The Municipal Electric Authority of Georgia (A3/A/BBB+/) set to price Wednesday $184.890 million of Plant Vogtle Units 3&4 Project J bonds, Series 2023A. Goldman Sachs & Co.

The New Jersey Economic Development Authority (Baa1/BBB+//) is set to price Wednesday $160 million of taxable Offshore Wind Port Project state lease revenue bonds, 2023 Series A, serials 2024-2033. Loop Capital Markets.

The Georgetown Independent School District, Texas, (Aaa/AAA//) is set to price Tuesday $148.075 million of unlimited tax school building bonds, Series 2023. FHN Financial Capital Markets.

The Municipal Electric Authority of Georgia (A3/A/BBB+/) is also set to price 128.495 million of New York Plant Vogtle Units 3&4 Project M bonds, Series 2023A. Goldman Sachs & Co.

The authority (Baa2/BBB+/BBB+/) is set to price $127.600 million of Plant Vogtle Units 3&4 Project P bonds, consisting of $67.065 million of taxables, Series 2023A, and $60.535 million of exempts, Series 2023B. Goldman Sachs & Co.

The Oklahoma County Finance Authority is set to price Tuesday $110.410 million of Choctaw-Nicoma Park Public Schools Project education facilities lease revenue bonds, Series 2023, serials 2026, 2028, 2030-2032 and 2034-2038, term 2041. D.A. Davidson & Co.

Competitive:
Colorado is set to sell $425 million Education Loan program tax and revenue anticipation notes, Series 2022B, at 11 a.m. Wednesday.

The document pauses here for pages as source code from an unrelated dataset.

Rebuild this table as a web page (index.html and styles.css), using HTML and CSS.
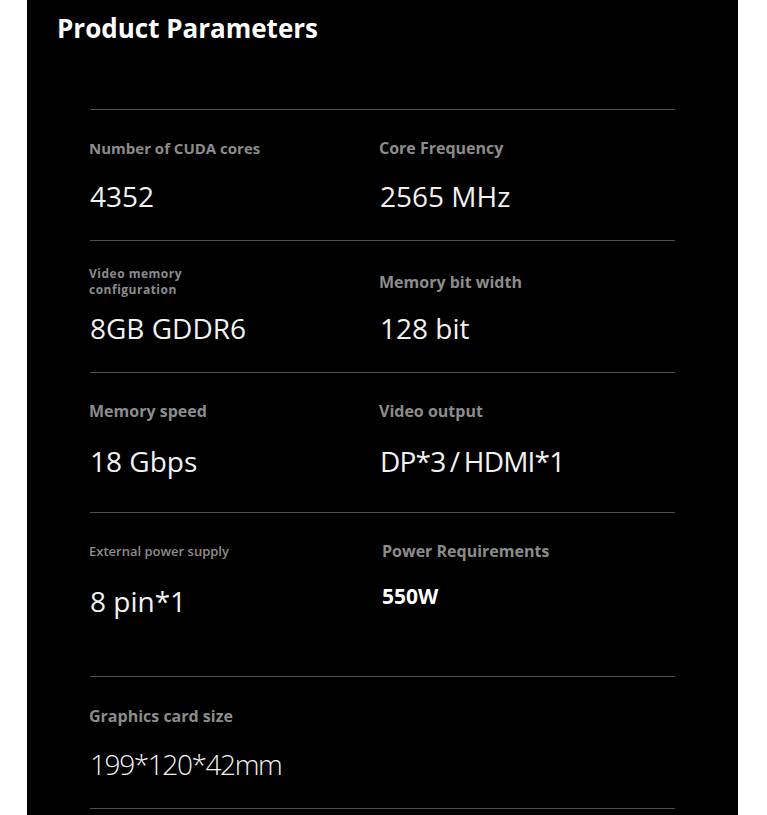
FILE: index.html
```html
<!DOCTYPE html>
<html lang="en">
<head>
<meta charset="utf-8">
<title>Product Parameters</title>
<link rel="stylesheet" href="styles.css">
</head>
<body>
<main class="panel">
  <h1 class="title">Product Parameters</h1>
  <section class="specs">
    <div class="row row-a">
      <div class="label label-compact">Number of CUDA cores</div>
      <div class="label">Core Frequency</div>
      <div class="value">4352</div>
      <div class="value">2565 MHz</div>
    </div>
    <div class="row row-b">
      <div class="label label-xs">Video memory<br>configuration</div>
      <div class="label label-mid">Memory bit width</div>
      <div class="value">8GB GDDR6</div>
      <div class="value">128 bit</div>
    </div>
    <div class="row row-c">
      <div class="label">Memory speed</div>
      <div class="label">Video output</div>
      <div class="value">18 Gbps</div>
      <div class="value value-tight">DP*3 / HDMI*1</div>
    </div>
    <div class="row row-d">
      <div class="label label-sm">External power supply</div>
      <div class="label label-shift">Power Requirements</div>
      <div class="value">8 pin*1</div>
      <div class="value value-bold label-shift">550W</div>
    </div>
    <div class="row row-e">
      <div class="label">Graphics card size</div>
      <div class="value value-light">199*120*42mm</div>
    </div>
  </section>
</main>
</body>
</html>
```

FILE: styles.css
```css
html, body {
  margin: 0;
  padding: 0;
  background: #ffffff;
}

body {
  font-family: "Open Sans", "Noto Sans", sans-serif;
}

.panel {
  margin-left: 27px;
  width: 711px;
  min-height: 100vh;
  background: #000000;
  padding: 10px 0 0;
  box-sizing: border-box;
  overflow: hidden;
}

.title {
  margin: 0 0 63px 30px;
  font-size: 26px;
  line-height: 36px;
  font-weight: 700;
  color: #ffffff;
}

.specs {
  margin-left: 63px;
  width: 585px;
  border-bottom: 1px solid #4f4f4f;
}

.row {
  display: grid;
  grid-template-columns: 290px 1fr;
  border-top: 1px solid #4f4f4f;
}

.row-a { padding: 28px 0 26px; row-gap: 20px; }
.row-b { padding: 25px 0 26px; row-gap: 12px; }
.row-c { padding: 28px 0 33px; row-gap: 22px; }
.row-d { padding: 28px 0 57px; row-gap: 22px; }
.row-e { padding: 29px 0 26px; row-gap: 20px; grid-template-columns: 1fr; }

.label {
  font-size: 16px;
  line-height: 20px;
  font-weight: 700;
  color: #8c8c8c;
  margin-left: -1px;
}

.label-compact {
  font-size: 15px;
}

.label-xs {
  font-size: 12px;
  line-height: 16px;
  letter-spacing: 0.5px;
}

.label-mid {
  align-self: center;
  margin-left: -1px;
}

.label-sm {
  font-size: 13px;
  font-weight: 600;
}

.label-shift {
  margin-left: 2px;
}

.value {
  font-size: 28px;
  line-height: 36px;
  font-weight: 400;
  color: #f2f2f2;
}

.value-tight {
  word-spacing: -2px;
  letter-spacing: -0.8px;
}

.value-bold {
  font-size: 21px;
  line-height: 26px;
  font-weight: 700;
  color: #ffffff;
}

.value-light {
  font-weight: 300;
  letter-spacing: -1.4px;
}
```
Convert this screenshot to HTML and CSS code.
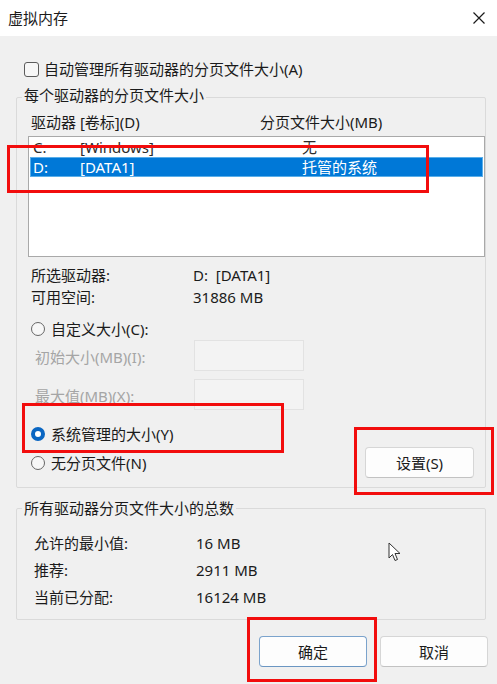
FILE: index.html
```html
<!DOCTYPE html>
<html lang="zh-CN">
<head>
<meta charset="utf-8">
<title>虚拟内存</title>
<link rel="stylesheet" href="styles.css">
</head>
<body>
<div class="window">
  <div class="titlebar">
    <span class="title">虚拟内存</span>
    <svg class="close" width="14" height="14" viewBox="0 0 14 14"><path d="M1.5 1.5 L12.5 12.5 M12.5 1.5 L1.5 12.5" stroke="#1b1b1b" stroke-width="1.2" fill="none"/></svg>
  </div>
  <div class="content">
    <div class="check-row"><span class="checkbox"></span><span>自动管理所有驱动器的分页文件大小(A)</span></div>

    <div class="group group-drives">
      <div class="group-title">每个驱动器的分页文件大小</div>
      <div class="col-head"><span class="h1">驱动器 [卷标](D)</span><span>分页文件大小(MB)</span></div>
      <div class="listbox">
        <div class="lrow"><span class="l1">C:</span><span class="l2">[Windows]</span><span>无</span></div>
        <div class="lrow sel"><span class="l1">D:</span><span class="l2">[DATA1]</span><span>托管的系统</span></div>
      </div>
      <div class="info">
        <div class="irow"><span class="ik">所选驱动器:</span><span>D:&nbsp; [DATA1]</span></div>
        <div class="irow"><span class="ik">可用空间:</span><span>31886 MB</span></div>
      </div>
      <div class="radio-row r-custom"><span class="radio"></span><span>自定义大小(C):</span></div>
      <div class="field-row f-first"><span class="fl">初始大小(MB)(I):</span><span class="input"></span></div>
      <div class="field-row f-second"><span class="fl">最大值(MB)(X):</span><span class="input"></span></div>
      <div class="radio-row r-system"><span class="radio on"></span><span>系统管理的大小(Y)</span></div>
      <div class="last-row">
        <div class="radio-row"><span class="radio"></span><span>无分页文件(N)</span></div>
        <button class="btn btn-set">设置(S)</button>
      </div>
    </div>

    <div class="group group-total">
      <div class="group-title">所有驱动器分页文件大小的总数</div>
      <div class="trows">
        <div class="trow"><span class="tk">允许的最小值:</span><span>16 MB</span></div>
        <div class="trow"><span class="tk">推荐:</span><span>2911 MB</span></div>
        <div class="trow"><span class="tk">当前已分配:</span><span>16124 MB</span></div>
      </div>
    </div>

    <div class="actions">
      <button class="btn btn-default">确定</button>
      <button class="btn">取消</button>
    </div>
  </div>

  <div class="mark mark-list"></div>
  <div class="mark mark-radio"></div>
  <div class="mark mark-set"></div>
  <div class="mark mark-ok"></div>

  <svg class="cursor" width="14" height="21" viewBox="0 0 14 21"><path d="M1 1 L1 16 L4.5 12.5 L7 18.5 L9.5 17.5 L7 11.5 L12 11.5 Z" fill="#ffffff" stroke="#333" stroke-width="1" stroke-linejoin="round"/></svg>
</div>
</body>
</html>
```

FILE: styles.css
```css
* { box-sizing: border-box; }
html, body { margin: 0; padding: 0; }
body {
  background: #f0f0f0;
  font-family: "Noto Sans", "Noto Sans CJK SC", sans-serif;
  font-size: 15px;
  color: #1b1b1b;
}
.window {
  position: relative;
  width: 497px;
  height: 684px;
  background: #f0f0f0;
  overflow: hidden;
}
.titlebar {
  height: 36px;
  background: #ffffff;
  display: flex;
  align-items: center;
  justify-content: space-between;
  padding: 0 11px 0 8px;
}
.title { font-size: 15px; line-height: 20px; }
.close { display: block; }

.content { padding: 0 11px 0 16px; }

.check-row {
  margin-top: 23px;
  height: 20px;
  display: flex;
  align-items: center;
  padding-left: 8px;
  line-height: 20px;
}
.checkbox {
  width: 15px;
  height: 15px;
  border: 1px solid #5c5c5c;
  border-radius: 3px;
  background: #f7f7f7;
  margin-right: 5px;
  flex: none;
}

.group {
  border: 1px solid #dadada;
  border-radius: 2px;
}
.group-title {
  display: table;
  line-height: 20px;
  padding: 0 2px;
  margin-left: 5px;
  background: #f0f0f0;
}
.group-drives { margin-top: 18px; padding-bottom: 9px; }
.group-drives .group-title { margin-top: -13px; }

.col-head {
  margin-top: 7px;
  line-height: 20px;
  padding-left: 14px;
  display: flex;
}
.h1 { width: 229px; }

.listbox {
  margin: 4px 0 0 11px;
  height: 121px;
  border: 1px solid #a9a9a9;
  background: #ffffff;
  padding: 0 1px;
}
.lrow {
  height: 20px;
  line-height: 20px;
  display: flex;
  padding-left: 3px;
  color: #2b2b2b;
}
.lrow.sel {
  background: #0078d7;
  color: #ffffff;
  box-shadow: inset 0 0 0 1px #59aee9;
}
.l1 { width: 47px; }
.l2 { width: 222px; }

.info { margin-top: 7px; padding-left: 14px; }
.irow { line-height: 22px; display: flex; }
.ik { width: 162px; }

.radio-row {
  display: flex;
  align-items: center;
  line-height: 20px;
  height: 20px;
}
.r-custom, .r-system { padding-left: 14px; }
.r-custom { margin-top: 11px; }
.r-system { margin-top: 14px; }
.radio {
  width: 14px;
  height: 14px;
  border-radius: 50%;
  border: 1px solid #666666;
  background: #f7f7f7;
  margin-right: 6px;
  flex: none;
}
.radio.on {
  border: 4px solid #0a66c2;
  background: #ffffff;
}

.field-row {
  display: flex;
  align-items: center;
  height: 31px;
  padding-left: 18px;
  color: #a5a5a5;
}
.f-first { margin-top: 1px; }
.f-second { margin-top: 8px; }
.fl { width: 159px; line-height: 20px; padding-top: 2px; }
.input {
  width: 110px;
  height: 31px;
  border: 1px solid #e2e2e2;
  background: #f3f3f3;
}

.last-row {
  margin-top: 3px;
  display: flex;
  align-items: center;
  justify-content: space-between;
  padding-left: 14px;
  padding-right: 11px;
}

.btn {
  font-family: "Noto Sans", "Noto Sans CJK SC", sans-serif;
  font-size: 15px;
  color: #1b1b1b;
  width: 109px;
  height: 31px;
  background: #fdfdfd;
  border: 1px solid #d6d6d6;
  border-bottom-color: #c2c2c2;
  border-radius: 4px;
  padding: 0;
  line-height: 20px;
}
.btn-default { border-color: #7ba3cc; border-bottom-color: #6b96c2; }

.group-total { margin-top: 20px; padding-bottom: 8px; }
.group-total .group-title { margin-top: -11px; }
.trows { margin-top: 12px; padding-left: 17px; }
.trow { height: 27px; line-height: 27px; display: flex; }
.tk { width: 162px; }

.actions {
  margin-top: 16px;
  margin-right: -2px;
  display: flex;
  justify-content: flex-end;
  gap: 13px;
}
.actions .btn { width: 108px; }

.mark {
  position: absolute;
  border: 3px solid #f20d0d;
}
.mark-list { left: 7px; top: 145px; width: 422px; height: 48px; }
.mark-radio { left: 22px; top: 403px; width: 262px; height: 50px; }
.mark-set { left: 354px; top: 427px; width: 140px; height: 68px; }
.mark-ok { left: 247px; top: 617px; width: 130px; height: 65px; }

.cursor { position: absolute; left: 388px; top: 542px; }
```
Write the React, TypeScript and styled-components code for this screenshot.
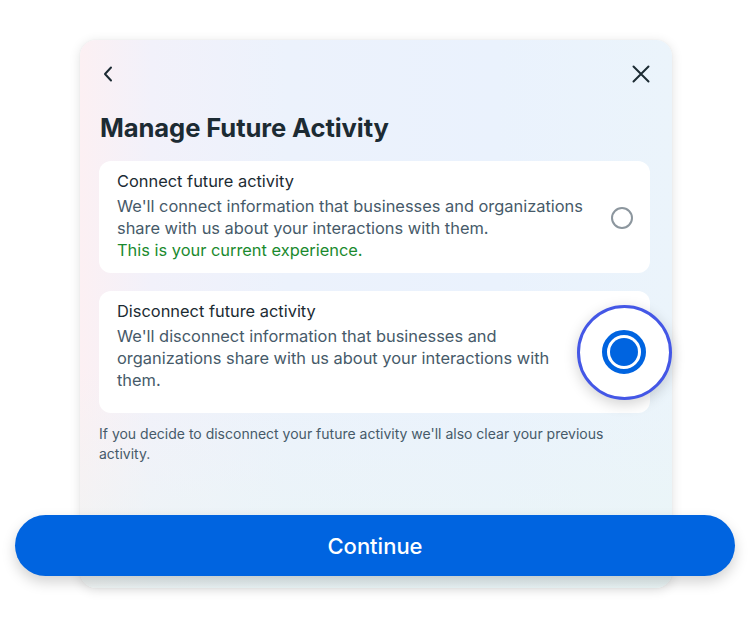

The Santa Clara Valley Water District, California, (Aa1//AA+/) is set to sell $212.820 million of water system refunding revenue bonds, Series 2023A, and revenue certificates of participation, 2023C-1 and Series 2023C-2 (Water Utility System Improvement Projects), (Bid Group A) at 10:30 a.m. eastern Tuesday.

The district (Aa1//AA+/) is also set to sell $130.580 million of water system refunding revenue bonds, Series 2023B, and taxable revenue certificates of participation, 2023D (Water Utility System Improvement Projects), (Bid Group B) at 11:15 a.m. Tuesday.

Wisconsin is set to sell $204.550 million of GOs, Series 2023A, at 10:45 a.m. Tuesday.